我们要计算损失函数关于权重与偏差的梯度，来允许使用梯度下降进行更新。听起来很奇怪的话没关系，继续看下面的式子吧。

计算损失梯度：

$\frac{\partial \text{Loss}}{\partial y} = -\frac{2}{n}(y_{true} - y_{pred})$

相对于权重的梯度：

$\frac{\partial y}{\partial W} = \frac{\partial y}{\partial z} \cdot \frac{\partial z}{\partial W}$

其中 $z = Wx + b$ ，且

$\frac{\partial y}{\partial z} = \sigma'(z) = \sigma(z)(1 - \sigma(z))$

以及

$\frac{\partial z}{\partial W} = x$

进行了这些计算之后，最终，我们需要对权重进行更新（ $\eta$ 是学习率）：

$W_{\text{new}} = W - \eta \frac{\partial \text{Loss}}{\partial W}$

这样，我们就完成了反向传播。原理很简单，一句话概括就是“从错误中学习并改进”。既然理论存在，那么实践开始，让我们手搓一个反向传播吧。

首先，定义一个Tensor类。

class Tensor:
    def __init__(self, data, requires_grad=False):
        self.data = np.array(data)
        self.requires_grad = requires_grad
        self.grad = None
        self._backward = None

    def backward(self):
        if self._backward is not None:
            self._backward()

    def zero_grad(self):
        self.grad = None

然后，定义 $\text{Sigmoid}$ 函数以及它的导数（简化形式）（ $\text{Sigmoid}$ 函数就是我们上面提到的激活函数）。

def sigmoid(x):
    return 1 / (1 + np.exp(-x))

def sigmoid_derivative(x):
    return x * (1 - x)

之后，定义Layer类，我们在里面封装神经网络的一个层的功能。

class Layer:

    # 随机初始化层的权重与偏差
    def __init__(self, input_size, output_size):
        self.weights = np.random.rand(input_size, output_size)
        self.bias = np.random.rand(output_size)

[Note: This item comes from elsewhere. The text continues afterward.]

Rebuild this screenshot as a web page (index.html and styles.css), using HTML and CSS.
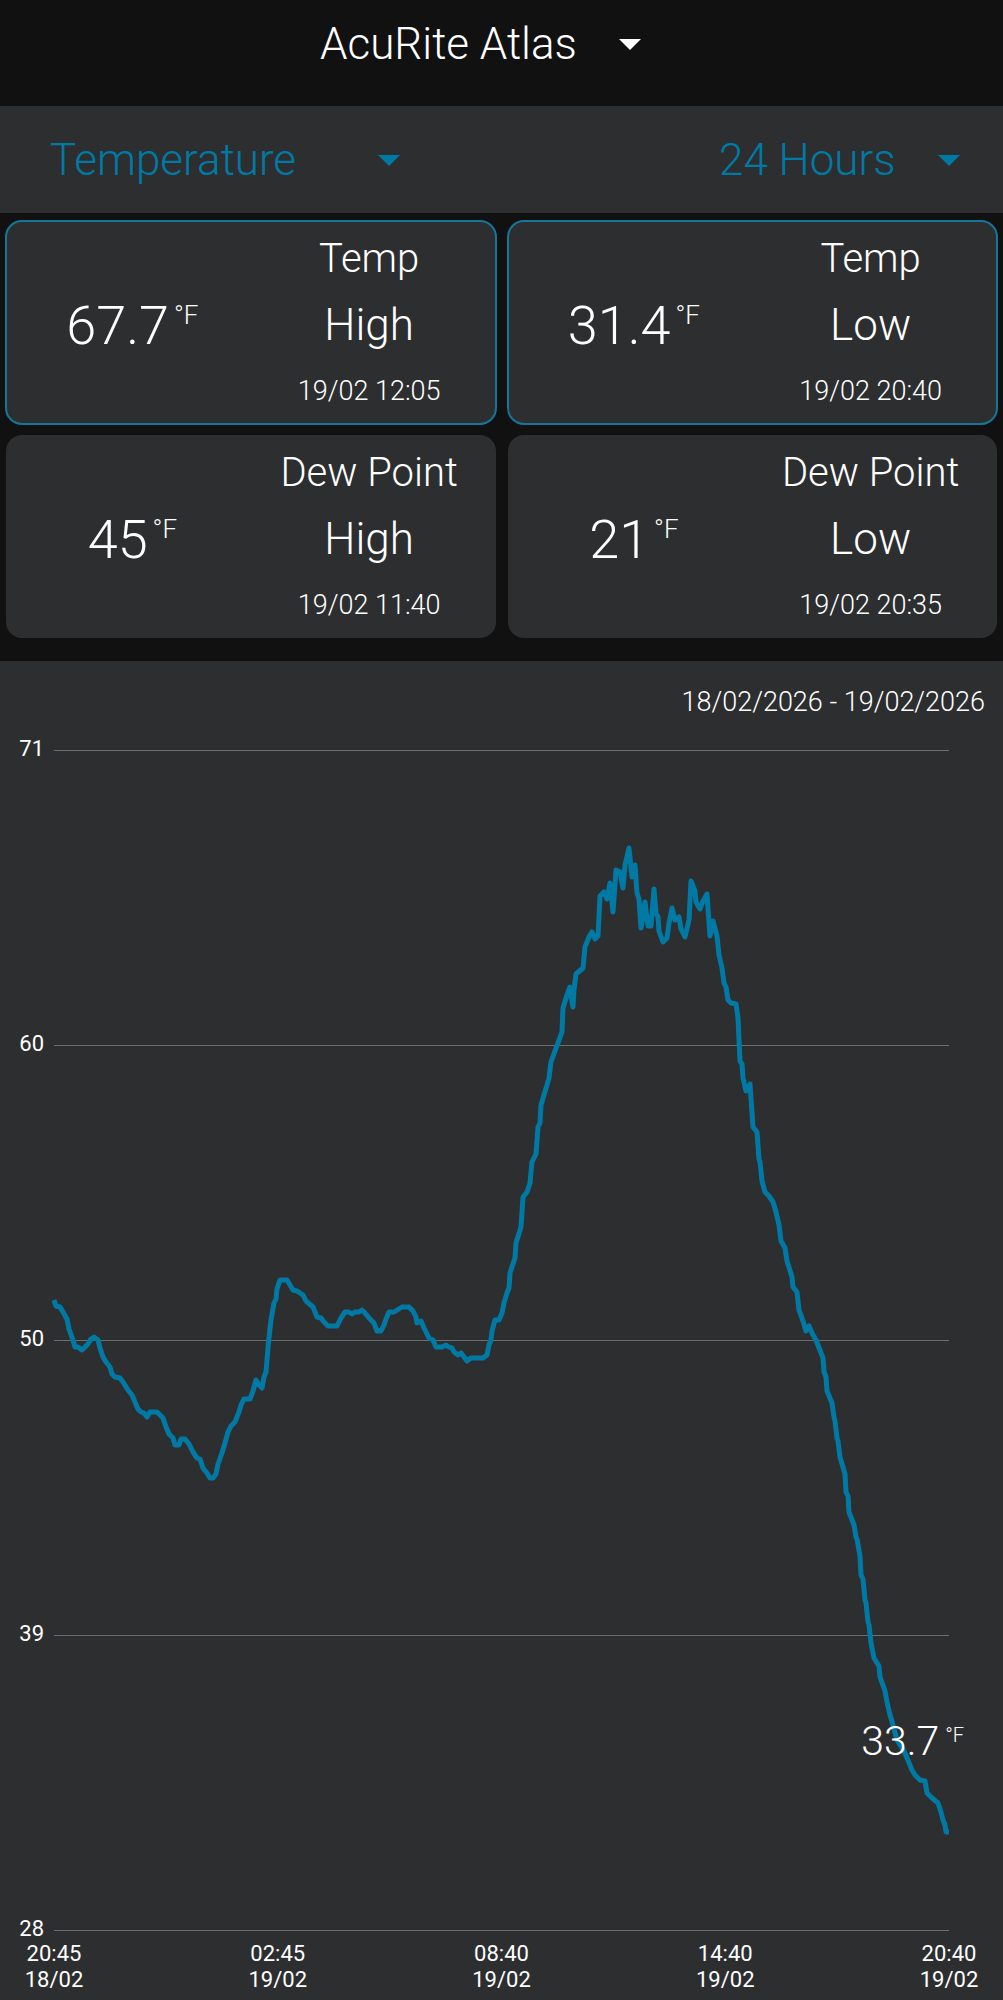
FILE: index.html
```html
<!DOCTYPE html>
<html lang="en">
<head>
<meta charset="UTF-8">
<meta name="viewport" content="width=device-width, initial-scale=1.0">
<title>AcuRite Atlas</title>
<link rel="stylesheet" href="styles.css">
</head>
<body>

<header class="header">
  <div class="dropdown">
    <select class="dropdown-select" aria-label="Device">
      <option>AcuRite Atlas</option>
    </select>
    <svg class="caret" viewBox="0 0 22 11" aria-hidden="true"><path d="M0 0h22L11 11z"/></svg>
  </div>
</header>

<div class="filters">
  <div class="dropdown dropdown-sensor">
    <select class="dropdown-select" aria-label="Sensor">
      <option>Temperature</option>
    </select>
    <svg class="caret" viewBox="0 0 22 11" aria-hidden="true"><path d="M0 0h22L11 11z"/></svg>
  </div>
  <div class="dropdown">
    <select class="dropdown-select" aria-label="Period">
      <option>24 Hours</option>
    </select>
    <svg class="caret" viewBox="0 0 22 11" aria-hidden="true"><path d="M0 0h22L11 11z"/></svg>
  </div>
</div>

<main>
  <section class="cards">
    <div class="card active">
      <div class="value">67.7<span class="unit">°F</span></div>
      <div class="info">
        <span class="name">Temp</span>
        <span class="kind">High</span>
        <span class="date">19/02 12:05</span>
      </div>
    </div>
    <div class="card active">
      <div class="value">31.4<span class="unit">°F</span></div>
      <div class="info">
        <span class="name">Temp</span>
        <span class="kind">Low</span>
        <span class="date">19/02 20:40</span>
      </div>
    </div>
    <div class="card">
      <div class="value">45<span class="unit">°F</span></div>
      <div class="info">
        <span class="name">Dew Point</span>
        <span class="kind">High</span>
        <span class="date">19/02 11:40</span>
      </div>
    </div>
    <div class="card">
      <div class="value">21<span class="unit">°F</span></div>
      <div class="info">
        <span class="name">Dew Point</span>
        <span class="kind">Low</span>
        <span class="date">19/02 20:35</span>
      </div>
    </div>
  </section>

  <section class="chart">
    <p class="range">18/02/2026 - 19/02/2026</p>
    <div class="chart-body">
      <div class="y-axis">
        <span>71</span>
        <span>60</span>
        <span>50</span>
        <span>39</span>
        <span>28</span>
      </div>
      <div class="plot">
        <svg class="plot-svg" viewBox="54 750 895 1180" role="img" aria-label="Temperature over 24 hours">
          <g class="grid">
            <path d="M54 750.5H949M54 1045.5H949M54 1340.5H949M54 1635.5H949M54 1930.5H949"/>
          </g>
          <polyline class="line" points="
            54,1300 56,1306 60,1307 63,1312 67,1319 69,1329 73,1340 75,1347 78,1347 82,1350 88,1344 91,1339
            94,1337 98,1340 100,1348 103,1357 106,1362 110,1367 112,1374 115,1377 120,1378 123,1382 128,1390
            132,1395 135,1402 138,1409 141,1412 144,1413 147,1417 150,1412 157,1412 163,1418 166,1427 169,1434
            173,1438 175,1445 179,1445 181,1439 185,1439 189,1444 193,1452 197,1458 200,1459 203,1468 207,1473
            210,1478 213,1478 216,1474 218,1464 222,1453 225,1443 228,1432 231,1426 235,1422 239,1412 241,1405
            244,1399 250,1399 253,1391 256,1380 259,1385 262,1388 264,1377 266,1372 268,1348 269,1338 271,1320
            272,1314 274,1303 276,1299 277,1289 280,1280 287,1280 293,1290 297,1291 303,1295 306,1301 313,1307
            317,1317 321,1318 324,1322 328,1326 337,1326 341,1318 345,1312 349,1312 352,1314 355,1312 359,1312
            362,1310 365,1313 369,1318 374,1323 377,1331 381,1331 384,1325 386,1319 389,1312 394,1312 402,1307
            409,1307 413,1311 416,1317 417,1323 421,1321 424,1328 429,1338 433,1340 436,1347 442,1347 446,1345
            449,1347 452,1348 454,1352 458,1355 461,1353 464,1357 467,1361 471,1358 483,1358 487,1355 489,1345
            491,1340 492,1331 495,1320 499,1320 502,1313 504,1303 507,1293 509,1288 510,1273 515,1258 516,1243
            521,1227 523,1197 527,1192 530,1183 532,1162 536,1154 538,1127 540,1123 541,1105 547,1085 549,1078
            551,1062 555,1051 558,1043 562,1032 563,1008 567,995 570,987 571,995 573,1007 574,990 576,974
            583,968 585,947 589,937 592,932 595,939 598,936 600,896 604,892 607,899 610,883 613,912 616,870
            620,872 623,888 625,865 629,848 632,877 635,865 637,893 639,899 641,928 645,902 648,926 651,926
            654,889 656,913 658,917 659,931 663,942 667,938 669,923 672,908 675,920 679,917 681,929 685,937
            689,920 691,881 695,891 696,902 700,909 703,901 707,894 710,936 713,921 717,936 719,955 722,968
            724,983 726,987 728,1000 731,1003 736,1004 738,1018 740,1061 742,1064 743,1078 746,1091 750,1084
            753,1127 757,1132 759,1159 760,1162 762,1181 765,1192 769,1196 773,1202 776,1212 779,1225 781,1241
            785,1248 787,1261 792,1277 793,1287 797,1292 799,1310 803,1321 806,1331 809,1326 812,1333 816,1340
            823,1358 824,1372 826,1377 827,1391 832,1403 834,1417 835,1421 837,1438 838,1441 840,1457 845,1474
            846,1492 848,1496 849,1512 854,1525 856,1537 857,1539 860,1556 861,1575 863,1579 865,1600 866,1603
            868,1622 869,1625 871,1643 874,1658 879,1666 880,1677 885,1691 887,1702 890,1715 893,1725 897,1740
            904,1751 907,1758 912,1770 915,1775 920,1780 925,1781 927,1793 932,1798 938,1803 941,1812 943,1820
            945,1825 946,1832 949,1832"/>
        </svg>
        <div class="current">33.7<span class="current-unit">°F</span></div>
      </div>
    </div>
    <div class="x-axis">
      <span>20:45<br>18/02</span>
      <span>02:45<br>19/02</span>
      <span>08:40<br>19/02</span>
      <span>14:40<br>19/02</span>
      <span>20:40<br>19/02</span>
    </div>
  </section>
</main>

</body>
</html>
```
FILE: styles.css
```css
* {
  box-sizing: border-box;
}

body {
  margin: 0;
  background: #111111;
  color: #fff;
  font-family: Roboto, "Liberation Sans", sans-serif;
  font-weight: 300;
}

/* Dropdowns */
.header {
  display: flex;
  justify-content: center;
  padding: 16px 42px 34px 0;
}

.filters {
  display: flex;
  justify-content: space-between;
  padding: 26px 43px 25px 50px;
  background: #2d2e30;
  color: #007aa5;
}

.dropdown {
  position: relative;
}

.dropdown-sensor {
  width: 350px;
}

.dropdown-select {
  display: block;
  width: 100%;
  height: 56px;
  padding: 0 64px 0 0;
  border: none;
  background: transparent;
  color: inherit;
  font: inherit;
  font-size: 44px;
  appearance: none;
  cursor: pointer;
}

.dropdown-select option {
  background: #2d2e30;
}

.caret {
  position: absolute;
  top: 23px;
  right: 0;
  width: 22px;
  height: 11px;
  fill: currentColor;
  pointer-events: none;
}

/* High / low cards */
.cards {
  display: grid;
  grid-template-columns: 1fr 1fr;
  gap: 11px 12px;
  padding: 8px 6px 23px;
}

.card {
  display: grid;
  grid-template-columns: 1fr 1fr;
  align-items: center;
  padding: 5px 8px 0;
  background: #2d2e30;
  border-radius: 16px;
}

.card.active {
  outline: 2px solid #15769a;
  outline-offset: -1px;
}

.value {
  display: flex;
  justify-content: center;
  align-items: flex-start;
  gap: 5px;
  font-size: 54px;
  line-height: 55px;
}

.unit {
  padding-top: 4px;
  font-size: 26px;
  line-height: 26px;
}

.info {
  display: flex;
  flex-direction: column;
  text-align: center;
  line-height: 66px;
}

.name {
  font-size: 40px;
}

.kind {
  font-size: 44px;
}

.date {
  font-size: 27px;
}

/* Chart */
.chart {
  padding: 25px 18px 8px;
  background: #2d2e30;
}

.range {
  margin: 0 0 19px;
  font-size: 27px;
  line-height: 32px;
  text-align: right;
}

.chart-body {
  display: flex;
  gap: 10px;
  padding-right: 36px;
}

.y-axis {
  display: flex;
  flex-direction: column;
  justify-content: space-between;
  width: 26px;
  font-size: 22px;
  font-weight: 400;
  line-height: 24px;
  text-align: right;
}

.plot {
  position: relative;
  flex: 1;
  margin: 13px 0 11px;
}

.plot-svg {
  display: block;
  width: 100%;
  overflow: visible;
}

.grid {
  fill: none;
  stroke: #6c6d6f;
  stroke-width: 1;
}

.line {
  fill: none;
  stroke: #007aa5;
  stroke-width: 5;
  stroke-linejoin: round;
}

/* Latest reading, drawn over the line */
.current {
  position: absolute;
  top: 82%;
  right: -15px;
  display: flex;
  gap: 6px;
  font-size: 41px;
  line-height: 46px;
}

.current-unit {
  padding-top: 5px;
  font-size: 20px;
  line-height: 24px;
}

.x-axis {
  display: flex;
  justify-content: space-between;
  padding: 0 6px;
  font-size: 22px;
  font-weight: 400;
  line-height: 26px;
  text-align: center;
}

.x-axis span {
  width: 60px;
}
```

    def forward(self, input_tensor):
        self.input = input_tensor.data
        self.output = sigmoid(np.dot(self.input, self.weights) + self.bias)

        # 保存反向函数
        def backward():
            self.grad_input = np.dot(self.output * (1 - self.output), self.weights.T) * input_tensor.grad
            self.grad_weights = np.dot(self.input.T, self.output * (1 - self.output))
            self.grad_bias = np.sum(self.output * (1 - self.output), axis=0)

            if input_tensor.requires_grad:
                input_tensor.grad = self.grad_input

        self._backward = backward
        return Tensor(self.output, requires_grad=False)

其中的三个梯度：

grad_input是输入梯度，计算输入对输出的影响，用于前一层的反向传播；grad_weights是权重梯度，计算每个权重应根据输出的误差改变多少；在grad_bias将偏差的梯度相加。如果input_tensor需要梯度，就会相应地更新。

最后，定义NeuralNetwork类。

class NeuralNetwork:
    def __init__(self, input_size, output_size):
        self.layer = Layer(input_size, output_size)

    def forward(self, x):
        return self.layer.forward(x)

    def backward(self, loss):
        loss.backward()
        # 使用梯度下降更新权重与偏差
        self.layer.weights -= 0.1 * self.layer.grad_weights
        self.layer.bias -= 0.1 * self.layer.grad_bias

到此为止，我们就完成了所有的工作了。总结一下就是，我们用前向传递输入数据，流经神经网络，使用层和激活函数 $\text{Sigmoid}$ 产生输出；然后我们计算损失并通过网络反向传播，再根据计算出的梯度更新权重和偏差，来尽可能减少预测的误差。这种迭代对于模型的训练至关重要。